Леонардо да Винчи делал анатомические рисунки мышц и пропорций (его тетради стали практической “анатомией красоты”). Флорентийские мастера ставили женщину в центр мифа и природы: у Боттичелли в “Весне” (Primavera), заказанной домом Медичи, женские фигуры - проводники идеи обновления и плодородия.
Леонардо да Винчи, Рафаэль, Боттичелли писали женщин мягких, живых, естественных. Их красота не небесная, а земная. Женщины с легкими тенями под глазами, округлыми плечами, чувственными руками… Женское тело снова стало метафорой жизни, а не угрозой душе.
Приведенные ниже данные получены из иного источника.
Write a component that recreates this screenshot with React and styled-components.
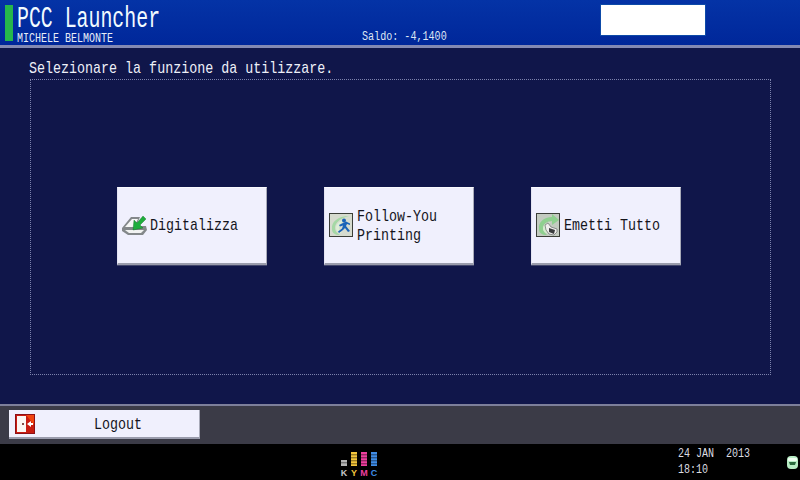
import React from 'react';
import styled, { createGlobalStyle } from 'styled-components';

const Global = createGlobalStyle`
  html, body { margin: 0; padding: 0; background: #000; }
  * { box-sizing: border-box; }
`;
const Screen = styled.div`
  width: 800px; height: 480px; overflow: hidden; display: flex; flex-direction: column;
  font-family: "Liberation Mono", monospace; background: #10164a;
`;
const Header = styled.header`
  height: 48px; flex: none; display: flex; align-items: flex-start;
  background: linear-gradient(#0433a6, #00279a); border-bottom: 3px solid #8389b3; padding: 5px 0 0 5px;
`;
const Accent = styled.div`
  width: 8px; height: 36px; flex: none; background: #26b64c;
`;
const TitleBlock = styled.div`
  width: 349px; flex: none; padding-left: 4px; display: flex; flex-direction: column;
`;
const Title = styled.div`
  height: 27px; color: #f2fbff; font-size: 29px; line-height: 30px; white-space: nowrap;
  transform: scaleX(.685); transform-origin: left center;
`;
const UserName = styled.div`
  margin-top: 1px; color: #e8eef8; font-size: 12px; line-height: 12px; white-space: nowrap;
  transform: scaleX(.833); transform-origin: left center;
`;
const Balance = styled.div`
  width: 239px; flex: none; align-self: flex-start; margin-top: 26px;
  color: #dfe6f4; font-size: 12px; line-height: 13px; white-space: nowrap;
  transform: scaleX(.84); transform-origin: left center;
`;
const WhiteBox = styled.div`
  width: 104px; height: 30px; flex: none; background: #fff; box-shadow: 0 0 0 1px #0d4aa8;
`;
const Main = styled.main`
  height: 356px; flex: none; padding: 11px 29px 29px 30px; display: flex; flex-direction: column;
`;
const Prompt = styled.div`
  height: 20px; flex: none; margin-left: -1px; color: #eef0f8; font-size: 17px; line-height: 20px; white-space: nowrap;
  transform: scaleX(.785); transform-origin: left center;
`;
const Panel = styled.section`
  flex: 1; border: 1px dotted #7c82ac; display: flex; align-items: center; gap: 57px; padding: 0 0 3px 86px;
`;
const FunctionButton = styled.button`
  width: 150px; height: 78px; flex: none;
  background: #f0f0fd; padding: 0 0 0 ${p => p.$pad}px; display: flex; align-items: center; gap: ${p => p.$gap}px;
  border: 0; border-top: 1px solid #fafaff; border-left: 1px solid #e4e4f2;
  border-right: 1px solid #a8aab8; border-bottom: 2px solid #9a9cac;
  box-shadow: 0 1px 0 #42466c;
  font-family: inherit; color: #14141c; text-align: left;
`;
const ButtonLabel = styled.span`
  width: 115px; flex: none; margin-top: 1px; font-size: 17px; line-height: 19px; white-space: pre;
  transform: scaleX(.785); transform-origin: left center;
`;
const IconSvg = styled.svg`
  flex: none; display: block;
`;
const FooterBar = styled.div`
  height: 40px; flex: none; background: #3b3b47; border-top: 2px solid #7d7f9a;
  padding: 4px 0 0 9px;
`;
const LogoutButton = styled.button`
  width: 191px; height: 29px; background: #f0f0fd; border: 0; padding: 0 0 0 6px; display: flex; align-items: center;
  border-bottom: 2px solid #9a9cac; border-right: 1px solid #a8aab8;
  font-family: inherit; color: #14141c;
`;
const LogoutLabel = styled.span`
  margin: 3px 0 0 59px; font-size: 17px; line-height: 18px;
  transform: scaleX(.785); transform-origin: left center;
`;
const StatusBar = styled.footer`
  flex: 1; background: #000; display: flex; padding-left: 340px;
`;
const Clock = styled.div`
  width: 109px; flex: none; margin-left: 300px; padding-top: 2px; color: #dcdce0;
  font-size: 12px; line-height: 16px; white-space: pre;
  transform: scaleX(.833); transform-origin: left center;
`;
const StatusIcon = styled.svg`
  width: 13px; height: 15px; flex: none; margin: 11px 0 0 -1px;
`;
const LogoWrap = styled.svg`
  width: 38px; height: 26px; flex: none; margin-top: 7px; font-family: "Liberation Sans", sans-serif;
`;

const ScanIcon = () => (
  <IconSvg width="26" height="24" viewBox="0 0 26 24">
    <path d="M0 15 9 4h9l-4 9h10l1 4-4 5H6l-6-4z" fill="#84888a" />
    <path d="M3 14l7-8h6l-4 8z" fill="#f7f8f6" />
    <path d="M3 17h19l-3 3H7z" fill="#f2f3f2" />
    <path d="M21 3l3 3-6 6 3 3-10 2 1-10 3 3z" fill="#1fae3c" stroke="#0f6b24" strokeWidth=".4" />
  </IconSvg>
);
const FollowIcon = () => (
  <IconSvg width="24" height="24" viewBox="0 0 24 24">
    <rect x=".5" y=".5" width="23" height="23" fill="#d6dbcf" stroke="#3b3e38" />
    <path d="M3 16C2 9 9 3 20 3 11 5 6 10 6 15c0 3 2 5 5 7C6 22 3 20 3 16z" fill="#a5d8a5" />
    <path d="M7 15c0-4 3-7 9-8-4 2-6 5-6 8 0 2 1 3 3 5-3 0-6-2-6-5z" fill="#dcefd6" />
    <circle cx="15" cy="7.500" r="2" fill="#1a63b8" />
    <path d="M14 10l-4 2 1 1.500 3-1-1 3-4 3 1 1.500 4-3 2-2 3 4 2-1-4-5 1-2 3 1v-1.500l-4-2z" fill="#1a63b8" />
  </IconSvg>
);
const PrintAllIcon = () => (
  <IconSvg width="24" height="24" viewBox="0 0 24 24">
    <rect x=".5" y=".5" width="23" height="23" fill="#c3cbc0" stroke="#3b3e38" />
    <path d="M3 16C2 9 8 4 16 4V1l7 6-7 5V8c-5 0-9 3-9 7 0 3 2 5 4 7-5 0-8-2-8-6z" fill="#8fd08f" />
    <path d="M7 16c0-4 3-6 8-7-3 2-5 4-5 7 0 1 1 3 2 5-3-1-5-3-5-5z" fill="#d5ecce" />
    <path d="M9 12l3-2 3 4 6 2v3l-3 3-5-1-3-4z" fill="#efefec" stroke="#56585a" strokeWidth=".6" />
    <path d="M13 15l6 2-1 4-5-2z" fill="#3a3c3e" />
  </IconSvg>
);
const LogoutIcon = () => (
  <IconSvg width="20" height="20" viewBox="0 0 20 20">
    <rect width="20" height="20" fill="#8e1016" />
    <rect x="1" y="1" width="18" height="18" fill="#c81c10" />
    <path d="M11 1h8v10z" fill="#f0440f" />
    <rect x="2" y="2" width="9" height="16" fill="#fbf6f2" />
    <circle cx="8" cy="10" r="1" fill="#5a1510" />
    <path d="M12 10l4-3v2h2v2h-2v2z" fill="#fff" />
  </IconSvg>
);
const Bar = ({ x, color }) => (
  <>
    <rect x={x} y="1" width="6" height="14" fill={color} />
    {[3.5, 6.5, 9.5, 12.5].map(y => <rect key={y} x={x} y={y} width="6" height=".7" fill="#000" opacity=".75" />)}
  </>
);
const Logo = () => (
  <LogoWrap viewBox="0 0 38 26">
    <rect x="1" y="9" width="6" height="6" fill="#b4b4b4" />
    <rect x="1" y="11.500" width="6" height=".7" fill="#000" opacity=".7" />
    <Bar x={11} color="#f2c53c" />
    <Bar x={21} color="#ee3f9e" />
    <Bar x={31} color="#3f8ce6" />
    <text x="4" y="25" fontSize="9" fontWeight="700" fill="#c8c8c8" textAnchor="middle">K</text>
    <text x="14" y="25" fontSize="9" fontWeight="700" fill="#f2c53c" textAnchor="middle">Y</text>
    <text x="24" y="25" fontSize="9" fontWeight="700" fill="#ee3f9e" textAnchor="middle">M</text>
    <text x="34" y="25" fontSize="9" fontWeight="700" fill="#3f8ce6" textAnchor="middle">C</text>
  </LogoWrap>
);

export default function App() {
  return (
    <Screen>
      <Global />
      <Header>
        <Accent />
        <TitleBlock>
          <Title>PCC Launcher</Title>
          <UserName>MICHELE BELMONTE</UserName>
        </TitleBlock>
        <Balance>Saldo: -4,1400</Balance>
        <WhiteBox />
      </Header>
      <Main>
        <Prompt>Selezionare la funzione da utilizzare.</Prompt>
        <Panel>
          <FunctionButton $pad={4} $gap={2}><ScanIcon /><ButtonLabel>Digitalizza</ButtonLabel></FunctionButton>
          <FunctionButton $pad={4} $gap={4}><FollowIcon /><ButtonLabel>{'Follow-You\nPrinting'}</ButtonLabel></FunctionButton>
          <FunctionButton $pad={4} $gap={4}><PrintAllIcon /><ButtonLabel>Emetti Tutto</ButtonLabel></FunctionButton>
        </Panel>
      </Main>
      <FooterBar>
        <LogoutButton><LogoutIcon /><LogoutLabel>Logout</LogoutLabel></LogoutButton>
      </FooterBar>
      <StatusBar>
        <Logo />
        <Clock>{'24 JAN  2013\n18:10'}</Clock>
        <StatusIcon viewBox="0 0 13 15">
          <rect x="1" y="1" width="11" height="13" rx="4" fill="#b8ecc4" />
          <rect x="2" y="3" width="9" height="3" rx="1" fill="#f0fff2" />
          <path d="M3 7h7l-1 3H4z" fill="#2a6a3c" />
        </StatusIcon>
      </StatusBar>
    </Screen>
  );
}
В эпоху Возрождения женщина в искусстве - не объект греха, а символ человеческого совершенства. Она могла быть одновременно мадонной и возлюбленной, матерью и мечтой.
Сандро Боттичелли, “Рождение Венеры” (1482–1486). Венера выходит из морской раковины. Не богиня, а женщина, пробуждающаяся к жизни. Ее тело - уже не идеал аскезы, как в Средневековье, а гимн природе и свету.
Тело, которое “светится” сквозь краски
Красота эпохи Возрождения - это не холодная симметрия античности, а теплая гармония. Рафаэль писал лица, в которых видны дыхание и нежность. Его “Сикстинская мадонна” - не только образ святости, но и человеческой близости.
Женщина больше не должна была скрывать чувства. Ее улыбка - не вызов, а приглашение к миру.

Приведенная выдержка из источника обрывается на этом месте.